Before any e1-npu benchmark is treated as accelerator evidence, the report must include:

  • exact model SHA-256 and Android/Linux target identity,
  • NNAPI accelerator query showing e1-npu,
  • total/delegated NNAPI node count, zero CPU fallback, and zero unsupported ops,
  • precision actually used by the delegate,
  • dataflow name and description from the measured path,
  • DMA path plus bytes read and written by the NPU workload; current local RTL reports descriptor read counts and zero write counts because writeback requests fail closed,
  • descriptor queue depth, head/tail completion evidence, and timeout/error behavior for queued commands,
  • MACs per inference, NPU cycles, NPU clock, DMA byte counters, operation/error counters, observed TOPS, and the TOPS formula,
  • Android HAL service, SELinux fail-closed policy, VTS result, and CTS result when any Android accelerator claim is made,
  • transcript hashes for adb, NNAPI query, benchmark output, and DMA trace.

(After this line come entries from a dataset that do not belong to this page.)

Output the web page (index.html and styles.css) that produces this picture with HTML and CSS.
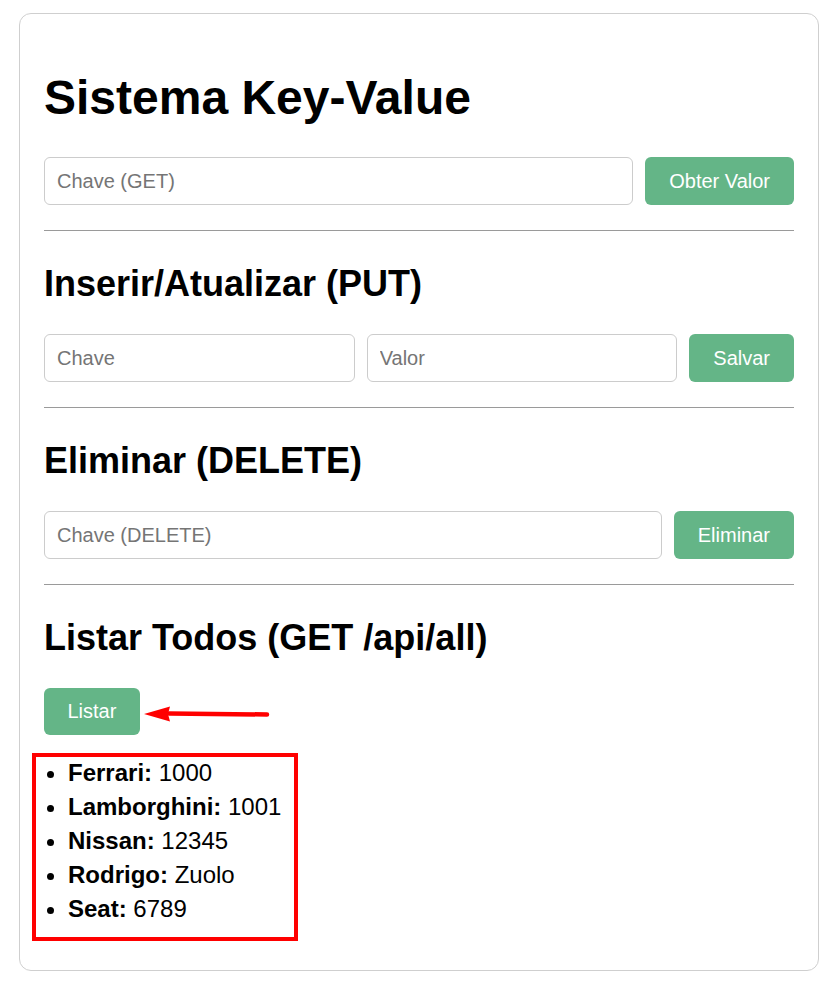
FILE: index.html
```html
<!DOCTYPE html>
<html lang="pt">
<head>
<meta charset="utf-8">
<title>Sistema Key-Value</title>
<link rel="stylesheet" href="styles.css">
</head>
<body>
<div class="card">
  <h1>Sistema Key-Value</h1>
  <div class="row">
    <input class="field" type="text" placeholder="Chave (GET)">
    <button class="btn">Obter Valor</button>
  </div>
  <hr>
  <h2>Inserir/Atualizar (PUT)</h2>
  <div class="row">
    <input class="field" type="text" placeholder="Chave">
    <input class="field" type="text" placeholder="Valor">
    <button class="btn">Salvar</button>
  </div>
  <hr>
  <h2>Eliminar (DELETE)</h2>
  <div class="row">
    <input class="field" type="text" placeholder="Chave (DELETE)">
    <button class="btn">Eliminar</button>
  </div>
  <hr>
  <h2>Listar Todos (GET /api/all)</h2>
  <button class="btn btn-list">Listar</button>
  <ul class="list">
    <li><strong>Ferrari:</strong> 1000</li>
    <li><strong>Lamborghini:</strong> 1001</li>
    <li><strong>Nissan:</strong> 12345</li>
    <li><strong>Rodrigo:</strong> Zuolo</li>
    <li><strong>Seat:</strong> 6789</li>
  </ul>
  <div class="mark-box"></div>
  <svg class="mark-arrow" width="130" height="20" viewBox="0 0 130 20">
    <path d="M28 9.5 L126 10.5" stroke="#f00" stroke-width="4.5" stroke-linecap="round" fill="none"/>
    <path d="M3 10 L29 2.5 L27 10 L29 17.5 Z" fill="#f00"/>
  </svg>
</div>
</body>
</html>
```
FILE: styles.css
```css
* { box-sizing: border-box; }
body {
  margin: 0;
  background: #fff;
  font-family: "Liberation Sans", Arial, sans-serif;
  color: #000;
}
.card {
  position: relative;
  width: 800px;
  margin: 13px 0 0 19px;
  padding: 24px;
  border: 1px solid #cfcfcf;
  border-radius: 12px;
  background: #fff;
}
h1 {
  font-size: 48px;
  line-height: 55px;
  font-weight: bold;
  margin: 32px 0 32px;
}
h2 {
  font-size: 36px;
  line-height: 41px;
  font-weight: bold;
  margin: 32px 0 30px;
}
.row {
  display: flex;
  gap: 12px;
  height: 48px;
}
.field {
  flex: 1 1 0;
  min-width: 0;
  height: 48px;
  padding: 0 12px;
  border: 1px solid #cccccc;
  border-radius: 6px;
  font-family: "Liberation Sans", Arial, sans-serif;
  font-size: 20px;
  color: #000;
  background: #fff;
  outline: none;
}
.field::placeholder { color: #757575; }
.btn {
  flex: none;
  height: 48px;
  padding: 0 24px;
  border: none;
  border-radius: 6px;
  background: #64b587;
  color: #fff;
  font-family: "Liberation Sans", Arial, sans-serif;
  font-size: 20px;
}
.btn-list {
  display: block;
  height: 47px;
  padding: 0 23.5px;
}
hr {
  border: none;
  border-top: 1px solid #9a9a9a;
  margin: 25px 0 0;
}
.list {
  margin: 21px 0 20px;
  padding-left: 24px;
  font-size: 24px;
  line-height: 34px;
}
.mark-box {
  position: absolute;
  left: 12px;
  top: 739px;
  width: 266px;
  height: 188px;
  border: 4px solid #f00;
}
.mark-arrow {
  position: absolute;
  left: 121px;
  top: 690px;
}
```
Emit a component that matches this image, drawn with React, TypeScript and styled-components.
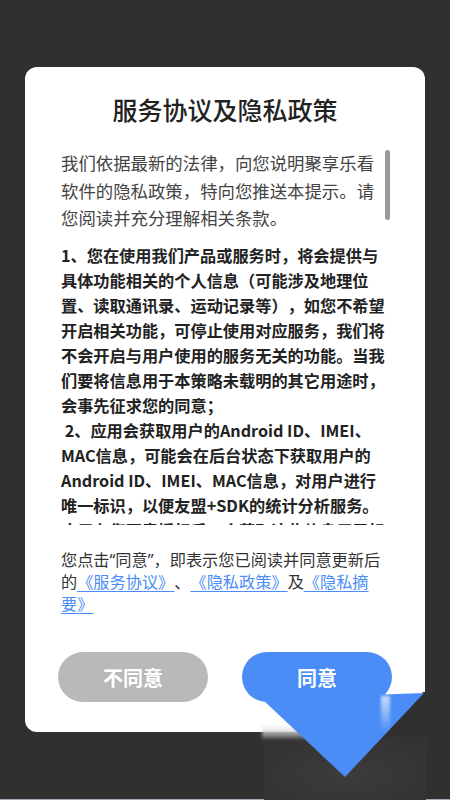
import styled, { createGlobalStyle } from 'styled-components'

const GlobalStyle = createGlobalStyle`
  html, body {
    margin: 0;
    padding: 0;
    background: #303030;
  }
  * {
    box-sizing: border-box;
    text-spacing-trim: space-all;
  }
`

const cjk = `"Noto Sans CJK SC", "Noto Sans", sans-serif`
const blue = '#4a8df6'

const Page = styled.div`
  position: relative;
  width: 450px;
  height: 800px;
  padding: 67px 25px 0;
  background: #303030;
  font-family: ${cjk};
  overflow: hidden;
`

const Card = styled.div`
  display: flex;
  flex-direction: column;
  height: 665px;
  padding: 25px 0 30px;
  background: #fff;
  border-radius: 12px;
`

const Title = styled.h1`
  margin: 0;
  height: 34px;
  line-height: 34px;
  font-size: 25px;
  font-weight: 500;
  color: #222;
  text-align: center;
`

const ScrollArea = styled.div`
  position: relative;
  height: 376px;
  margin: 23px 35px 0 36px;
  overflow: hidden;
`

const Thumb = styled.div`
  position: absolute;
  top: 1px;
  right: 0;
  width: 5px;
  height: 70px;
  border-radius: 3px;
  background: #9a9a9a;
`

const Paragraph = styled.p<{ $strong?: boolean }>`
  margin: 0 0 ${p => (p.$strong ? 0 : 11)}px;
  font-size: ${p => (p.$strong ? 16.2 : 17.4)}px;
  line-height: ${p => (p.$strong ? 25 : 27.5)}px;
  font-weight: ${p => (p.$strong ? 700 : 400)};
  color: ${p => (p.$strong ? '#222' : '#444')};
  white-space: pre;
`

const Footer = styled.p`
  margin: 24px 35px 0 36px;
  height: 66px;
  font-family: "Noto Sans", "Noto Sans CJK SC", sans-serif;
  font-size: 16.2px;
  line-height: 22px;
  color: #333;
  white-space: nowrap;
`

const Link = styled.a`
  color: ${blue};
  text-decoration: underline;
  text-decoration-thickness: 1px;
  text-underline-offset: 3px;
`

const Actions = styled.div`
  display: flex;
  justify-content: space-between;
  margin-top: 37px;
  padding: 0 33px;
`

const Button = styled.button<{ $primary?: boolean }>`
  width: 150px;
  height: 50px;
  border: none;
  border-radius: 25px;
  background: ${p => (p.$primary ? blue : '#b9b9b9')};
  color: #fff;
  font-family: ${cjk};
  font-size: 20px;
  font-weight: 700;
`

const Overlay = styled.svg`
  position: absolute;
  inset: 0;
  pointer-events: none;
`

const intro = [
  '我们依据最新的法律，向您说明聚享乐看',
  '软件的隐私政策，特向您推送本提示。请',
  '您阅读并充分理解相关条款。',
]

const terms = [
  '1、您在使用我们产品或服务时，将会提供与',
  '具体功能相关的个人信息（可能涉及地理位',
  '置、读取通讯录、运动记录等），如您不希望',
  '开启相关功能，可停止使用对应服务，我们将',
  '不会开启与用户使用的服务无关的功能。当我',
  '们要将信息用于本策略未载明的其它用途时，',
  '会事先征求您的同意；',
  ' 2、应用会获取用户的Android ID、IMEI、',
  'MAC信息，可能会在后台状态下获取用户的',
  'Android ID、IMEI、MAC信息，对用户进行',
  '唯一标识，以便友盟+SDK的统计分析服务。',
  '应用在您同意授权后，会获取这些信息用于标',
]

export default function App() {
  return (
    <Page>
      <GlobalStyle />
      <Card>
        <Title>服务协议及隐私政策</Title>
        <ScrollArea>
          <Paragraph>{intro.join('\n')}</Paragraph>
          <Paragraph $strong>{terms.join('\n')}</Paragraph>
          <Thumb />
        </ScrollArea>
        <Footer>
          您点击“同意”，即表示您已阅读并同意更新后
          <br />
          的<Link>《服务协议》</Link>、<Link>《隐私政策》</Link>及<Link>《隐私摘</Link>
          <br />
          <Link>要》</Link>
        </Footer>
        <Actions>
          <Button>不同意</Button>
          <Button $primary>同意</Button>
        </Actions>
      </Card>

      {/* pointer artefact over the bottom-right corner */}
      <Overlay width="450" height="800" viewBox="0 0 450 800">
        <defs>
          <linearGradient id="glow" x1="0" y1="0" x2="0" y2="1">
            <stop offset="0" stopColor="#fff" stopOpacity="0.7" />
            <stop offset="1" stopColor="#fff" stopOpacity="0" />
          </linearGradient>
          <linearGradient id="fade" x1="0" y1="0" x2="0" y2="1">
            <stop offset="0" stopColor="#fff" stopOpacity="0" />
            <stop offset="0.5" stopColor="#ddd" stopOpacity="0.8" />
            <stop offset="1" stopColor="#303030" stopOpacity="1" />
          </linearGradient>
          <radialGradient id="floor" cx="0.5" cy="0.6" r="0.6">
            <stop offset="0" stopColor="#3c3c3c" />
            <stop offset="1" stopColor="#333" />
          </radialGradient>
          <filter id="soft" x="-20%" y="-20%" width="140%" height="140%">
            <feGaussianBlur stdDeviation="1.5" />
          </filter>
        </defs>
        <rect x="264" y="732" width="162" height="68" fill="url(#floor)" />
        <polygon points="423,692 427,692 427,737 382,737" fill="#303030" />
        <rect x="262" y="722" width="44" height="18" fill="url(#fade)" filter="url(#soft)" />
        <polygon points="262,699 424,693 345,777" fill={blue} />
        <rect x="381" y="696" width="9" height="36" fill="url(#glow)" filter="url(#soft)" />
        <rect x="0" y="799" width="264" height="1" fill="#a9a7b9" />
        <rect x="426" y="799" width="24" height="1" fill="#a9a7b9" />
      </Overlay>
    </Page>
  )
}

TOPS is a derived review field, not proof by itself:

text
observed_tops <= macs_per_inference * 2 / (npu_cycles / npu_hz) / 1e12

The current RTL cannot satisfy those gates because its measured GEMM output path is still the 64-byte scratchpad and descriptor stream reads have no writeback DMA, cache coherency, production queue ownership, or software-owned completion queue.